Bank of America said it plans to eliminate the brand name of Countrywide – nearly synonymous with the subprime crisis and deceptive lending in the public imagination – by the end of April, although BoA chief executive Ken Lewis recently said the lender is “on fire, in a positive sense.”
Despite remaining on track to eliminate 7,500 Countrywide positions, the bank said it expects to create hundreds of new loan production jobs.
In a deal announced in January 2008 for $4.1 billion and completed the following July for $2.5 billion on declining stock value, Bank of America purchased Countrywide Financial Corp.
At the time, the Calabasas, California-based lender was fighting off bankruptcy rumors as defaults skyrocketed into the double-digits for the company, once the largest subprime originator in the nation.
Countrywide had heavily targeted its home state and Florida with loosely underwritten subprime loans, the states reporting the top two largest amounts of foreclosures for the last two years, according to RealtyTrac.
By the time the deal was completed, Countrywide was subject to criminal investigations by both the FBI and the Department of Justice, and sued by several states for allegedly deceptive lending practices.
Within weeks, the newly-acquired company was revealed to be the subject of a federal grand jury investigation.
Since 2007, Countrywide has been repeatedly hit with lawsuits by investors, employees, consumers and state officials across the country.
In March 2008, Countrywide became the subject of an FBI criminal investigation into possible securities fraud for suspicions that the company misrepresented its financial health.
Both the Justice Department and the Federal Bureau of Investigation have begun a criminal inquiry into public representations by the company in the face of the subprime crisis.
Furthermore, former CEO Angelo Mozilo was placed under a formal investigation by the Securities and Exchange Commission (SEC) for allegedly tampering with his stock plan to sell off nearly $150 million in shares of Countywide as the company’s value tumbled by more than 60%.
Mozilo founded Countrywide in 1969 with David S. Loeb, who died in 2003, just as the lender began to rise into a mortgage juggernaut with the expansion of the industry into the subprime loan products they helped pioneer.
Aggressively spare underwriting in the face of rising interest rates have many critics placing Countrywide as one of the primary players in the subprime crisis that morphed into a bank liquidity crisis in 2007, which ultimately led to a U.S. recession and a global economic crisis.
In late April, BoA will eliminate the brand – if not the economic effects – of Countrywide Financial, in favor of the name Bank of America Home Loans.

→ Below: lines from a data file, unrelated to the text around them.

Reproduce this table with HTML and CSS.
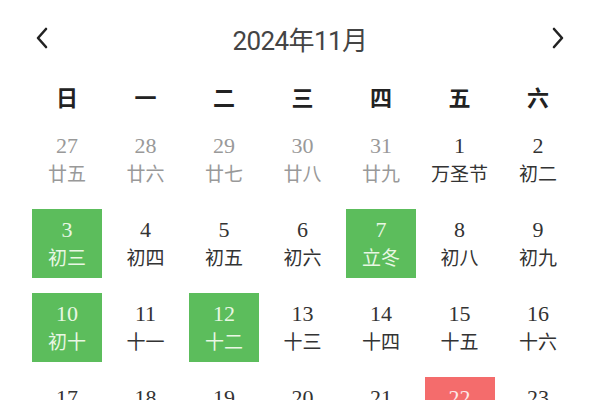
FILE: index.html
```html
<!DOCTYPE html>
<html lang="zh-CN">
<head>
<meta charset="utf-8">
<title>2024年11月</title>
<link rel="stylesheet" href="styles.css">
</head>
<body>
<div class="cal">
  <div class="head">
    <span class="nav"><svg width="14" height="22" viewBox="0 0 14 22"><polyline points="11,2 3,11 11,20" fill="none" stroke="#222" stroke-width="2.6" stroke-linecap="round" stroke-linejoin="round"/></svg></span>
    <span class="title">2024年11月</span>
    <span class="nav"><svg width="14" height="22" viewBox="0 0 14 22"><polyline points="3,2 11,11 3,20" fill="none" stroke="#222" stroke-width="2.6" stroke-linecap="round" stroke-linejoin="round"/></svg></span>
  </div>
  <div class="week">
    <span>日</span><span>一</span><span>二</span><span>三</span><span>四</span><span>五</span><span>六</span>
  </div>
  <div class="grid">
    <div class="cell other"><b>27</b><i>廿五</i></div>
    <div class="cell other"><b>28</b><i>廿六</i></div>
    <div class="cell other"><b>29</b><i>廿七</i></div>
    <div class="cell other"><b>30</b><i>廿八</i></div>
    <div class="cell other"><b>31</b><i>廿九</i></div>
    <div class="cell"><b>1</b><i>万圣节</i></div>
    <div class="cell"><b>2</b><i>初二</i></div>

    <div class="cell mark"><b>3</b><i>初三</i></div>
    <div class="cell"><b>4</b><i>初四</i></div>
    <div class="cell"><b>5</b><i>初五</i></div>
    <div class="cell"><b>6</b><i>初六</i></div>
    <div class="cell mark"><b>7</b><i>立冬</i></div>
    <div class="cell"><b>8</b><i>初八</i></div>
    <div class="cell"><b>9</b><i>初九</i></div>

    <div class="cell mark"><b>10</b><i>初十</i></div>
    <div class="cell"><b>11</b><i>十一</i></div>
    <div class="cell mark"><b>12</b><i>十二</i></div>
    <div class="cell"><b>13</b><i>十三</i></div>
    <div class="cell"><b>14</b><i>十四</i></div>
    <div class="cell"><b>15</b><i>十五</i></div>
    <div class="cell"><b>16</b><i>十六</i></div>

    <div class="cell"><b>17</b><i>十七</i></div>
    <div class="cell"><b>18</b><i>十八</i></div>
    <div class="cell"><b>19</b><i>十九</i></div>
    <div class="cell"><b>20</b><i>二十</i></div>
    <div class="cell"><b>21</b><i>廿一</i></div>
    <div class="cell today"><b>22</b><i>小雪</i></div>
    <div class="cell"><b>23</b><i>廿三</i></div>
  </div>
</div>
</body>
</html>
```
FILE: styles.css
```css
html, body {
  margin: 0;
  padding: 0;
  background: #fff;
  overflow: hidden;
}
body {
  font-family: "Noto Sans CJK SC", sans-serif;
  color: #333;
}
.cal {
  width: 600px;
  height: 400px;
  overflow: hidden;
}
.head {
  height: 76px;
  display: flex;
  align-items: center;
  justify-content: space-between;
  padding: 0 35px 0 35px;
}
.nav {
  display: flex;
  width: 14px;
  height: 22px;
}
.title {
  font-family: "Roboto", "Noto Sans CJK SC", sans-serif;
  font-size: 26px;
  color: #444;
  letter-spacing: -0.6px;
}
.week {
  height: 40px;
  display: grid;
  grid-template-columns: repeat(7, 70px);
  column-gap: 8.5px;
  padding-left: 32px;
  align-items: center;
}
.week span {
  text-align: center;
  font-size: 22px;
  font-weight: 700;
  color: #222;
}
.grid {
  margin-top: 9px;
  display: grid;
  grid-template-columns: repeat(7, 70px);
  grid-auto-rows: 69px;
  column-gap: 8.5px;
  row-gap: 15px;
  padding-left: 32px;
}
.cell {
  display: flex;
  flex-direction: column;
  align-items: center;
  justify-content: center;
  color: #333;
}
.cell b {
  font-family: "Liberation Serif", serif;
  font-weight: 400;
  font-size: 22px;
  line-height: 26px;
}
.cell i {
  font-style: normal;
  font-size: 19px;
  line-height: 28px;
  white-space: nowrap;
}
.cell.other {
  color: #999;
}
.cell.mark {
  background: #5cbd5c;
  color: #e9f7e4;
}
.cell.today {
  background: #f46c6c;
  color: #fde8e8;
}
```
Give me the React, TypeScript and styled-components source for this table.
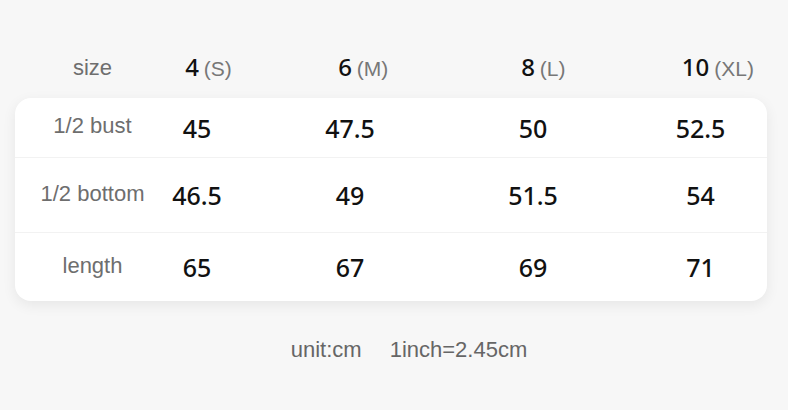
import React from 'react';
import styled, { createGlobalStyle } from 'styled-components';

const GlobalStyle = createGlobalStyle`
html, body {
  margin: 0;
  padding: 0;
  background: #f7f7f7;
}
`;

const COLUMNS = '135px 94px 212px 154px 157px';

const Page = styled.div`
width: 788px;
height: 410px;
box-sizing: border-box;
padding-top: 40px;
background: #f7f7f7;
overflow: hidden;
`;

const HeaderRow = styled.div`
display: grid;
grid-template-columns: ${COLUMNS};
align-items: center;
height: 58px;
margin: 0 21px 0 15px;
`;

const Card = styled.div`
margin: 0 21px 0 15px;
background: #ffffff;
border-radius: 16px;
box-shadow: 0 4px 14px rgba(0, 0, 0, 0.07);
overflow: hidden;
`;

const Row = styled.div<{ height: number; last?: boolean }>`
display: grid;
grid-template-columns: ${COLUMNS};
align-items: center;
height: ${props => props.height}px;
border-bottom: ${props => (props.last ? 'none' : '1px solid #f2f2f2')};
`;

const Label = styled.div`
padding-left: 20px;
padding-bottom: 3px;
text-align: center;
font-family: 'Liberation Sans', Arial, sans-serif;
font-size: 22px;
color: #6e6e6e;
`;

const Value = styled.div<{ shift?: number }>`
padding-left: ${props => props.shift || 0}px;
text-align: center;
font-family: 'Noto Sans', sans-serif;
font-size: 25px;
font-weight: 500;
color: #111111;
`;

const SizeCell = styled.div<{ shift?: number }>`
display: grid;
grid-template-columns: 1fr auto 1fr;
align-items: baseline;
padding-left: ${props => props.shift || 0}px;
padding-right: 10px;
padding-bottom: 6px;
`;

const SizeNumber = styled.span`
grid-column: 2;
font-family: 'Noto Sans', sans-serif;
font-size: 24px;
font-weight: 500;
color: #111111;
`;

const SizeLetter = styled.span`
grid-column: 3;
margin-left: 5px;
font-family: 'Liberation Sans', Arial, sans-serif;
font-size: 21px;
color: #777777;
white-space: nowrap;
`;

const Footer = styled.div`
display: flex;
justify-content: center;
gap: 28px;
margin-top: 36px;
padding-left: 30px;
font-family: 'Liberation Sans', Arial, sans-serif;
font-size: 22px;
line-height: 26px;
color: #666666;
`;

const sizes = [
  { num: '4', letter: '(S)' },
  { num: '6', letter: '(M)' },
  { num: '8', letter: '(L)' },
  { num: '10', letter: '(XL)' },
];

const rows = [
  { label: '1/2 bust', values: ['45', '47.5', '50', '52.5'], height: 59 },
  { label: '1/2 bottom', values: ['46.5', '49', '51.5', '54'], height: 74 },
  { label: 'length', values: ['65', '67', '69', '71'], height: 68 },
];

export default function App() {
  return (
    <Page>
      <GlobalStyle />
      <HeaderRow>
        <Label>size</Label>
        {sizes.map((s, i) => (
          <SizeCell key={s.num} shift={i === 3 ? 24 : 0}>
            <SizeNumber>{s.num}</SizeNumber>
            <SizeLetter>{s.letter}</SizeLetter>
          </SizeCell>
        ))}
      </HeaderRow>
      <Card>
        {rows.map((r, ri) => (
          <Row key={r.label} height={r.height} last={ri === rows.length - 1}>
            <Label>{r.label}</Label>
            {r.values.map((v, i) => (
              <Value key={i} shift={i === 3 ? 24 : 0}>{v}</Value>
            ))}
          </Row>
        ))}
      </Card>
      <Footer>
        <span>unit:cm</span>
        <span>1inch=2.45cm</span>
      </Footer>
    </Page>
  );
}
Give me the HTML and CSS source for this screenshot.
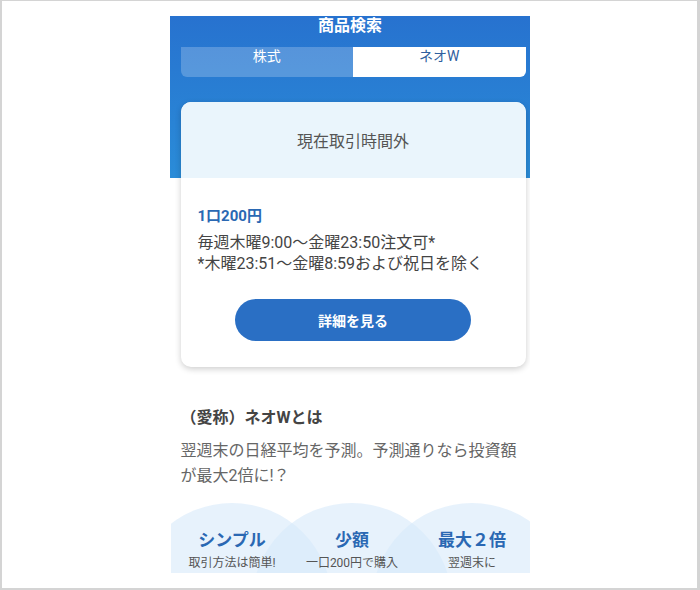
FILE: index.html
```html
<!DOCTYPE html>
<html lang="ja">
<head>
  <meta charset="UTF-8" />
  <title>商品検索 ネオW</title>
  <meta name="viewport" content="width=device-width,initial-scale=1" />
  <link rel="stylesheet" href="styles.css">
</head>
<body>
  <div class="frame">
    <div class="screen">
      <h1 class="title">商品検索</h1>
      <div class="tabs">
        <div class="tab">株式</div>
        <div class="tab active">ネオW</div>
      </div>

      <div class="card">
        <div class="card-status">現在取引時間外</div>
        <div class="card-body">
          <div class="price">1口200円</div>
          <p class="hours">毎週木曜9:00～金曜23:50注文可*<br>*木曜23:51～金曜8:59および祝日を除く</p>
          <button type="button" class="detail-btn">詳細を見る</button>
        </div>
      </div>

      <h2 class="about-title">（愛称）ネオWとは</h2>
      <p class="about-text">翌週末の日経平均を予測。予測通りなら投資額が最大2倍に!？</p>

      <div class="features">
        <div class="feature">
          <div class="feature-name">シンプル</div>
          <div class="feature-desc">取引方法は簡単!</div>
        </div>
        <div class="feature">
          <div class="feature-name">少額</div>
          <div class="feature-desc">一口200円で購入</div>
        </div>
        <div class="feature">
          <div class="feature-name">最大２倍</div>
          <div class="feature-desc">翌週末に</div>
        </div>
      </div>
    </div>
  </div>
</body>
</html>
```

FILE: styles.css
```css
:root {
  --blue: #2a6fc4;
  --blue-text: #2a68b3;
  --text: #444;
  --muted: #666;
}
body {
  margin: 0;
  background: #fff;
  font-family: Roboto, "Noto Sans CJK JP", sans-serif;
}
.frame {
  width: 700px;
  height: 590px;
  box-sizing: border-box;
  border: 2px solid #d4d4d4;
  border-top-width: 1px;
  border-right-width: 3px;
  overflow: hidden;
}
.screen {
  width: 360px;
  height: 557px;
  margin: 15px auto 0 auto;
  padding-left: 1px;
  box-sizing: border-box;
  overflow: hidden;
  background: linear-gradient(180deg, #2772cf 0%, #2a8cd8 100%) top left / 100% 162px no-repeat;
}
.title {
  margin: 0;
  color: #fff;
  font-size: 16px;
  font-weight: 700;
  line-height: 20px;
  text-align: center;
}
.tabs {
  display: flex;
  margin: 11px 4px 0 10px;
  height: 30px;
}
.tab {
  flex: 1;
  text-align: center;
  font-size: 14px;
  line-height: 18px;
  color: #fff;
  background: rgba(255, 255, 255, 0.22);
  border-radius: 0 0 0 6px;
}
.tab.active {
  background: #fff;
  color: #2f5f9e;
  border-radius: 0 0 6px 0;
}
.card {
  margin: 25px 4px 0 10px;
  background: #fff;
  border-radius: 10px;
  overflow: hidden;
  box-shadow: 0 2px 6px rgba(0, 0, 0, 0.2);
}
.card-status {
  height: 76px;
  display: flex;
  align-items: center;
  justify-content: center;
  background: #eaf5fc;
  color: #555;
  font-size: 16px;
}
.card-body {
  padding: 28px 17px 26px 17px;
  display: flex;
  flex-direction: column;
}
.price {
  color: var(--blue-text);
  font-size: 15px;
  font-weight: 700;
  line-height: 20px;
}
.hours {
  margin: 6px 0 0 0;
  color: var(--text);
  font-size: 16px;
  line-height: 21px;
}
.detail-btn {
  align-self: center;
  width: 236px;
  height: 42px;
  margin-top: 25px;
  border: none;
  border-radius: 21px;
  background: var(--blue);
  color: #fff;
  font-family: inherit;
  font-size: 14px;
  font-weight: 700;
}
.about-title {
  margin: 39px 0 0 10px;
  color: var(--text);
  font-size: 16px;
  font-weight: 700;
  line-height: 24px;
}
.about-text {
  margin: 8px 4px 0 10px;
  color: var(--muted);
  font-size: 16px;
  line-height: 25px;
}
.features {
  display: flex;
  justify-content: center;
  margin-top: 15px;
  height: 72px;
  overflow: hidden;
}
.feature {
  flex: none;
  width: 200px;
  height: 200px;
  margin: 0 -40px;
  border-radius: 50%;
  background: rgba(215, 234, 250, 0.6);
  text-align: center;
  box-sizing: border-box;
  padding-top: 25px;
  position: relative;
  left: 2px;
}
.feature-name,
.feature-desc {
  position: relative;
  z-index: 1;
}
.feature-name {
  color: var(--blue-text);
  font-size: 17px;
  font-weight: 700;
  line-height: 24px;
}
.feature-desc {
  margin-top: 3px;
  color: #555;
  font-size: 12px;
  line-height: 16px;
}
```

In April 2008, Bank of America CEO Ken Lewis informed shareholders at the company’s annual meeting that the Countrywide brand would be phased out rapidly following the merger’s completion.
The bank indicated that it remains on track with plans to phase out 7,500 jobs related to the merger, expecting another wave of layoffs as it converts its systems.
Last week, Bank of America said it is in the midst of filling 300 phone support positions in Ballantyne, North Carolina.
The jobs are part of an effort to create 1,000 jobs in mortgage origination and processing across the country, although the company acknowledged that the majority of positions would be filled by employees already in the BoA organization.